悪しきことをした人には、「過去の過ちを認め、迷惑をかけた相手に謝って欲しい」という気持ちはわかります。しかし、周囲からの「過ちを認めろ」「謝れ」という圧力は、かえって本人を頑なにしがちです。「過去と他人は変えられないが、未来と自分は変えられる」という言葉があります。周囲からの圧力では変わらない人も、自ら変われることに気付き、自身が変わることを望むならば、少しずつかもしれませんが、人は変われるものです。

自分の非を認めない人は、認めた後に起こるであろう「悪いこと」に怯えていることもよくあります。懲戒や降格、激しい叱責やプライドを傷つけられる処分等を恐れていれば、素直に謝れるはずがないのです。自ら「変われる」「変わりたい!」と思えるように促すならば、小さな成功体験を得てもらう方が効果的でしょう。断罪や謝罪よりも、まずは「今の状況を少しでも改善するための策」を一緒に考え、実行してもらうことを考えたいものです。自らの態度や言動を変えれば、周囲からの風当たりも変わるでしょう。周囲への恐怖心が下がれば、謝罪は後から着いてくるはずです。

なお、とても手のかかる問題社員に対し、「懲らしめてやりたい」という思いがわき上がってきたときは、いったん冷静になりましょう。気持ちはわかりますが、「懲らしめてやりたい」はハラスメントのはじまりです。

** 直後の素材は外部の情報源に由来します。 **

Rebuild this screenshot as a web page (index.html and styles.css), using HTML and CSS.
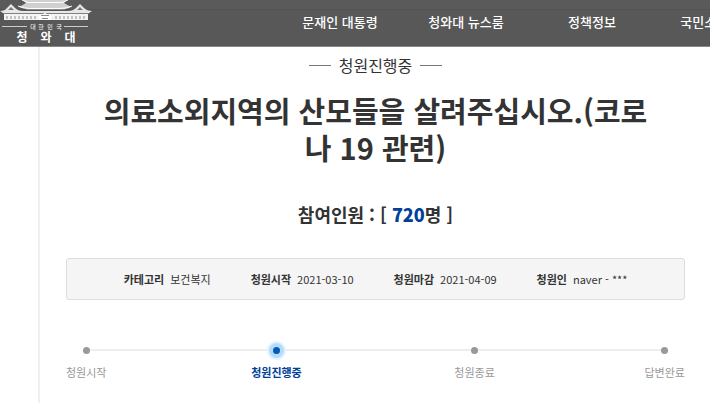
FILE: index.html
```html
<!DOCTYPE html>
<html lang="ko">
<head>
    <meta charset="UTF-8">
    <meta name="viewport" content="width=device-width, initial-scale=1.0">
    <title>국민청원 - 청와대</title>
    <link rel="stylesheet" href="styles.css">
</head>
<body>
    <header class="header">
        <a class="logo" href="#" aria-label="대한민국 청와대">
            <svg width="92" height="46" viewBox="0 0 92 46">
                <!-- upper roof -->
                <path d="M23 0H67L64 3L71 7Q68 9 62 9H29Q23 9 19 7L26 3Z" fill="#d0d0d0"/>
                <path d="M22 0L28 2.5H62L68 0M18 6Q24 8.5 30 8.5H60Q66 8.5 72 6" fill="none" stroke="#fff" stroke-width="1"/>
                <path d="M26 9.5H65" stroke="#8a8a8a" stroke-width="1"/>
                <!-- side roofs -->
                <path d="M0 11Q5 11 7 8L11 4L15 8Q18 11 23 11H68Q73 11 76 8L80 4L84 8Q87 11 92 11L89 13H3Z" fill="#e8e8e8"/>
                <path d="M8 10L11 7L14 10ZM77 10L80 7L83 10Z" fill="#777"/>
                <!-- columns -->
                <path d="M3 13.5H89" stroke="#808080" stroke-width="1"/>
                <path d="M4 14H88V20H4Z" fill="#f4f4f4"/>
                <path d="M7 16V19M11 16V19M15 16V19M19 16V19M23 16V19M27 16V19M31 16V19M35 16V19M56 16V19M60 16V19M64 16V19M68 16V19M72 16V19M76 16V19M80 16V19M84 16V19" stroke="#909090" stroke-width="1"/>
                <path d="M39 16L45 13L51 16V20H39Z" fill="#fff"/>
                <path d="M41 15.5H49M42 18.5H48" stroke="#8b8b8b" stroke-width="1"/>
                <path d="M2 26.5H27M64 26.5H88" stroke="#ccc" stroke-width="1"/>
                <g class="logo-country">
                    <text x="33" y="29">대</text>
                    <text x="41" y="29">한</text>
                    <text x="50" y="29">민</text>
                    <text x="59" y="29">국</text>
                </g>
                <g class="logo-name">
                    <text x="22" y="42">청</text>
                    <text x="46" y="42">와</text>
                    <text x="70" y="42">대</text>
                </g>
            </svg>
        </a>
        <nav class="gnb">
            <a href="#">문재인 대통령</a>
            <a href="#">청와대 뉴스룸</a>
            <a href="#">정책정보</a>
            <a href="#">국민소통 광장</a>
        </nav>
    </header>
    <main class="petition">
        <p class="petition-state">청원진행중</p>
        <h1 class="petition-title">의료소외지역의 산모들을 살려주십시오.(코로나 19 관련)</h1>
        <p class="petition-count">참여인원 : [ <strong>720</strong>명 ]</p>
        <dl class="petition-info">
            <div><dt>카테고리</dt><dd>보건복지</dd></div>
            <div><dt>청원시작</dt><dd>2021-03-10</dd></div>
            <div><dt>청원마감</dt><dd>2021-04-09</dd></div>
            <div><dt>청원인</dt><dd>naver - ***</dd></div>
        </dl>
        <ol class="progress">
            <li><span>청원시작</span></li>
            <li class="on" aria-current="step"><span>청원진행중</span></li>
            <li><span>청원종료</span></li>
            <li><span>답변완료</span></li>
        </ol>
    </main>
</body>
</html>
```

FILE: styles.css
```css
* {
    box-sizing: border-box;
}

body {
    display: flex;
    flex-direction: column;
    min-height: 100vh;
    margin: 0;
    overflow-x: hidden;
    font-family: "Noto Sans CJK KR", sans-serif;
    color: #333;
    background-color: #fff;
}

a {
    color: inherit;
    text-decoration: none;
}

p, h1, dl, dd, ol {
    margin: 0;
    padding: 0;
}

/* header */
.header {
    display: flex;
    height: 47px;
    overflow: hidden;
    color: #fff;
    background: linear-gradient(#5a5a5a 9px, #535353 9px, #535353 10px, #585858 10px);
    border-bottom: 1px solid #888;
}

.logo {
    flex: none;
    width: 277px;
}

.logo svg {
    display: block;
}

.logo text {
    fill: #fff;
    text-anchor: middle;
    font-family: "Noto Sans CJK KR", sans-serif;
}

.logo-country {
    font-size: 6px;
}

.logo-name {
    font-size: 12px;
    font-weight: 700;
}

.gnb {
    display: flex;
    flex: none;
}

.gnb a {
    width: 126px;
    font-size: 13px;
    font-weight: 500;
    line-height: 44px;
    text-align: center;
    white-space: nowrap;
}

/* petition */
.petition {
    flex: 1;
    margin-left: 38px;
    padding: 8px 25px 20px 26px;
    border-left: 2px solid #f0f0f0;
}

.petition-state {
    display: flex;
    justify-content: center;
    align-items: center;
    gap: 8px;
    font-size: 16px;
    line-height: 20px;
}

.petition-state::before,
.petition-state::after {
    content: "";
    width: 22px;
    height: 1px;
    background-color: #777;
}

.petition-title {
    padding: 0 30px;
    margin-top: 17px;
    font-size: 29px;
    font-weight: 700;
    line-height: 37px;
    text-align: center;
}

.petition-count {
    margin-top: 32px;
    font-size: 18px;
    font-weight: 700;
    line-height: 32px;
    text-align: center;
}

.petition-count strong {
    color: #004098;
}

.petition-info {
    display: flex;
    justify-content: center;
    gap: 40px;
    margin-top: 28px;
    padding: 10px 0;
    font-size: 11px;
    line-height: 20px;
    background-color: #f5f5f5;
    border: 1px solid #ddd;
    border-radius: 3px;
}

.petition-info div {
    display: flex;
    gap: 6px;
}

.petition-info dt {
    font-weight: 700;
}

/* progress */
.progress {
    position: relative;
    display: grid;
    grid-template-columns: 18% 32% 32% 18%;
    margin-top: 41px;
    list-style: none;
    font-size: 11px;
    line-height: 20px;
    color: #999;
}

.progress::before {
    content: "";
    position: absolute;
    top: 8px;
    left: 20px;
    right: 20px;
    height: 2px;
    background-color: #eee;
}

.progress li {
    position: relative;
    justify-self: center;
}

.progress li:first-child {
    justify-self: start;
}

.progress li:last-child {
    justify-self: end;
}

.progress li::before {
    content: "";
    display: block;
    width: 7px;
    height: 7px;
    margin: 6px auto 8px;
    border-radius: 50%;
    background-color: #999;
}

.progress .on {
    font-weight: 700;
    color: #004098;
}

.progress .on::before {
    background-color: #005bb9;
    box-shadow: 0 0 0 4px #b5dbfa, 0 0 0 6px #e3f3ff;
}
```
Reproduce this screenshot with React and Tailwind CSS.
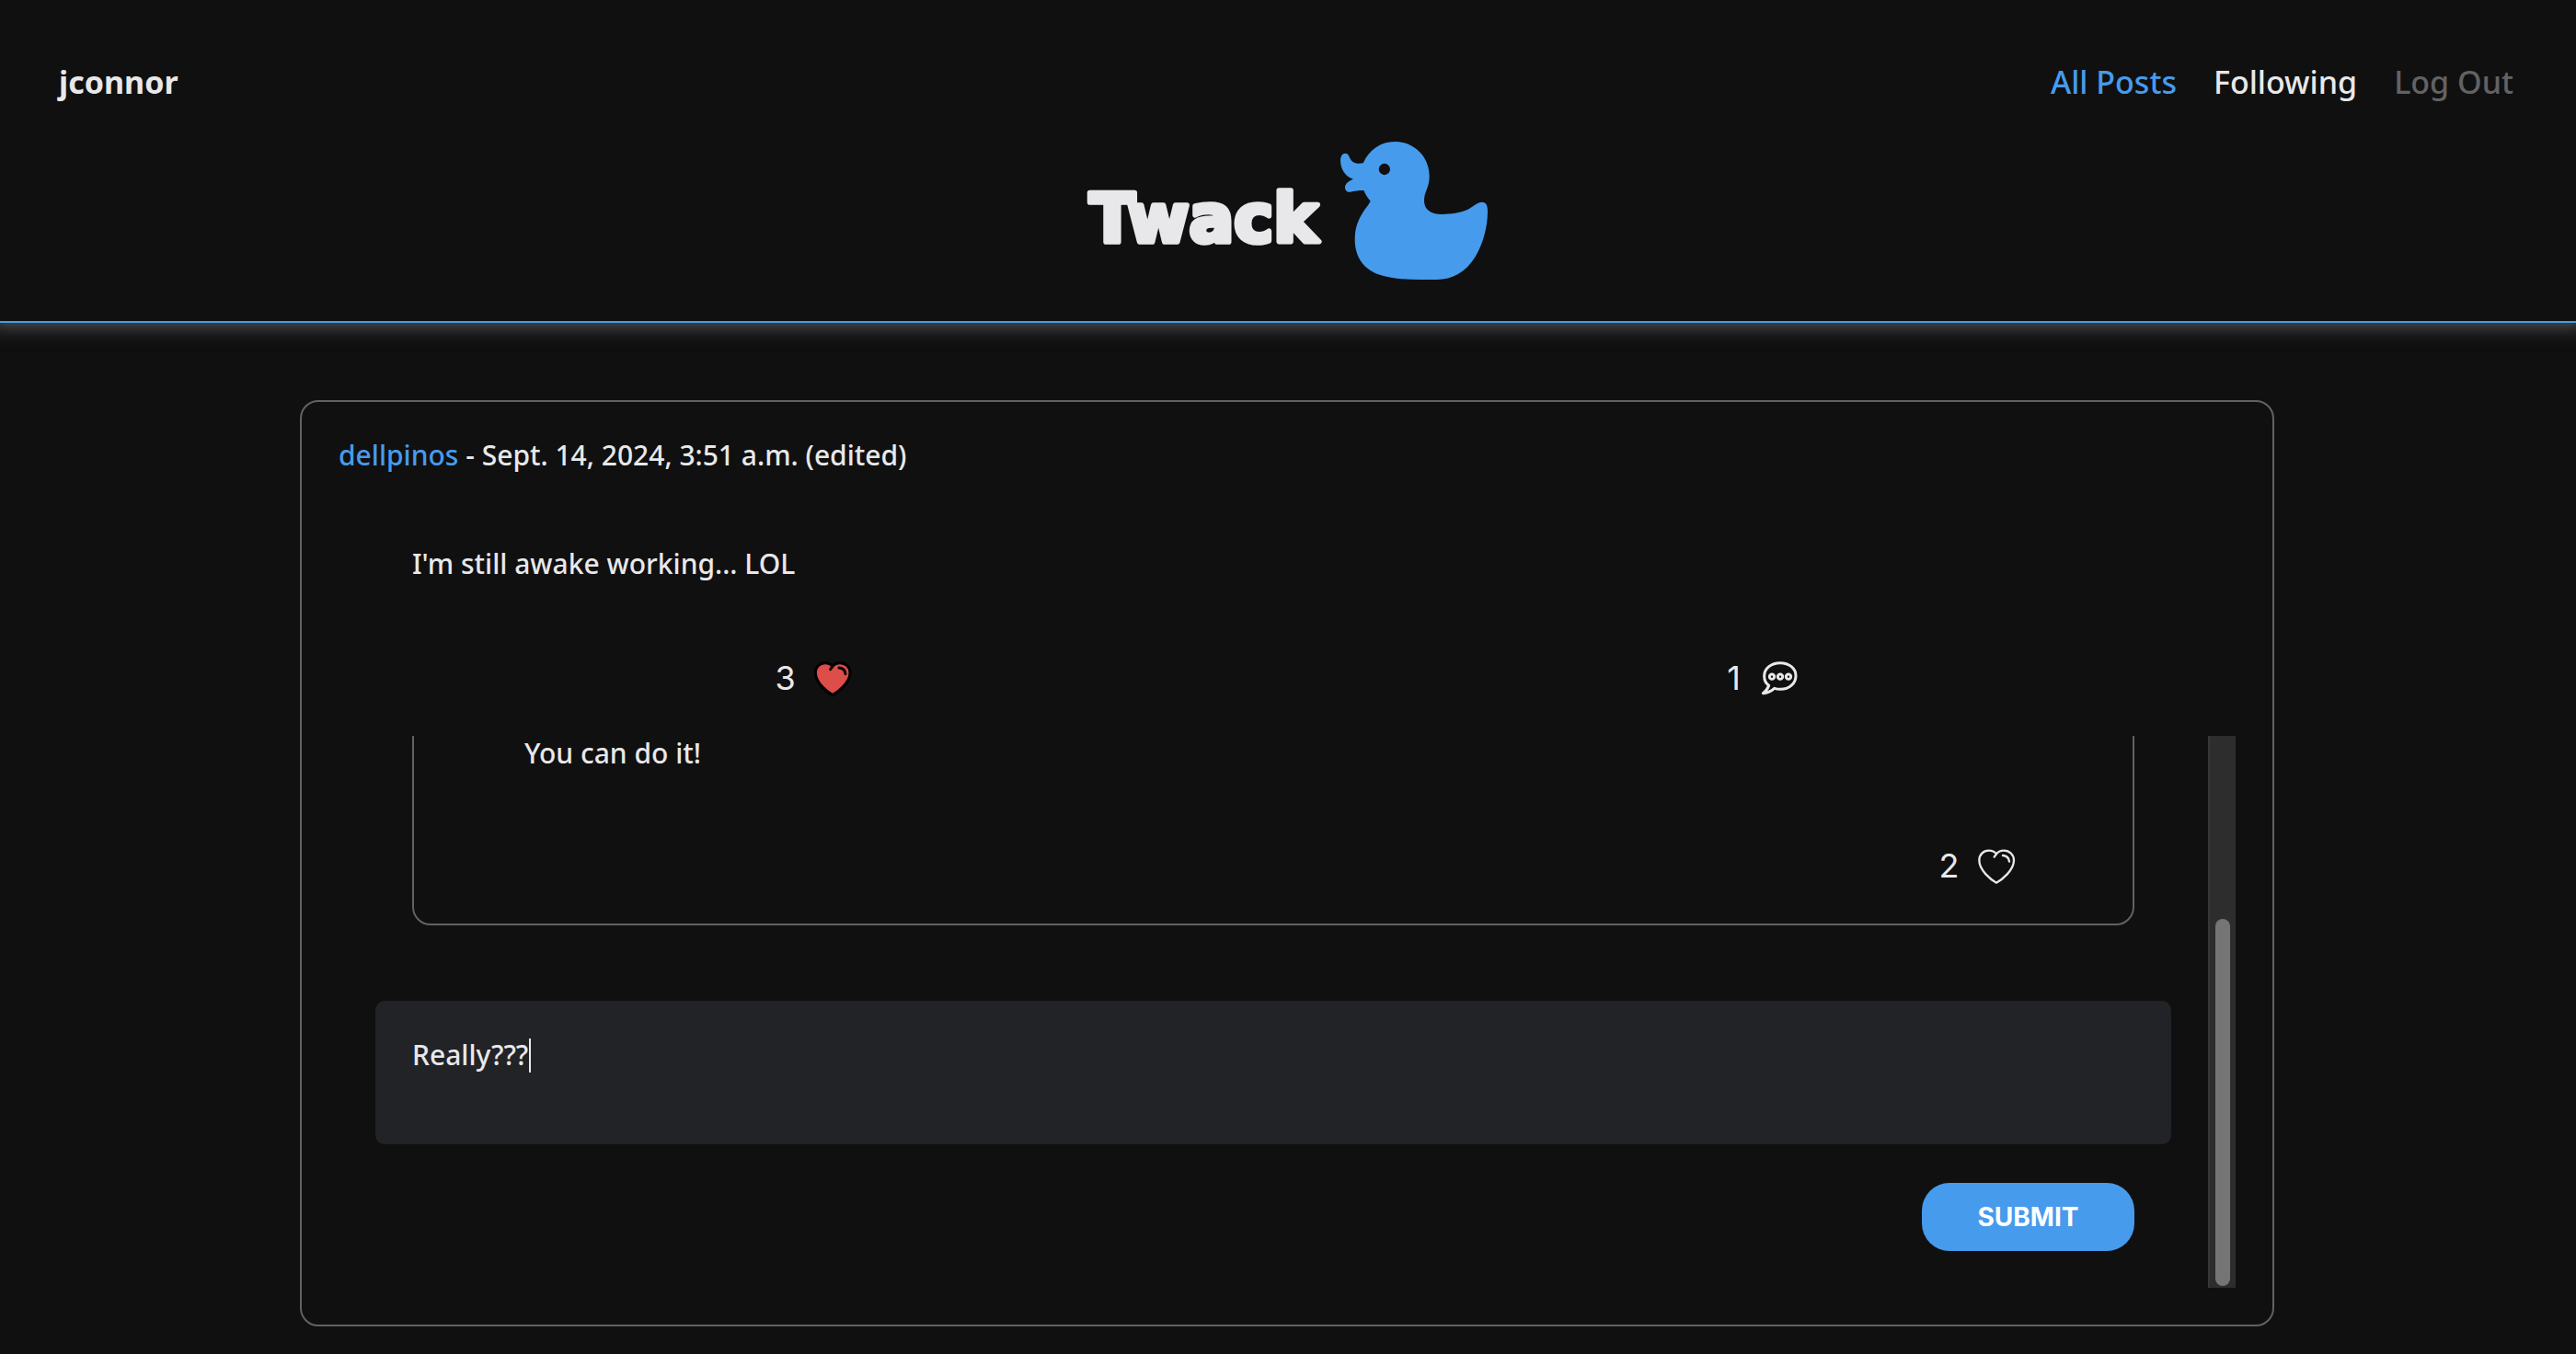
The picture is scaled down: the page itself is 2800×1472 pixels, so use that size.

4.HRリスクマネジメントのさらなる進化・深化に向けて

以上、私たちが「今」大切にしていることを挙げさせていただきましたが、「HRリスクマネジメント」は、まだまだ発展途上のものと考えています。日々、お客様と共に「この人にどう対応すべきか」と悩み、考えていくうちに、もっと良いやり方やもっと注意しなければならないことを発見するかもしれません。また、状況は常に変化しますし、「全く同じケース」はありません。このケースでうまく行った策が、他のケースでうまく行くとも限らず、私たちは常に「今、目の前の人」と真摯に向き合う姿勢を忘れてはならないと思っています。

私たちと共に、「HRリスクマネジメント」のさらなるを進化・深化を目指してくださる方が、もっともっと増えていくことを心から願っております。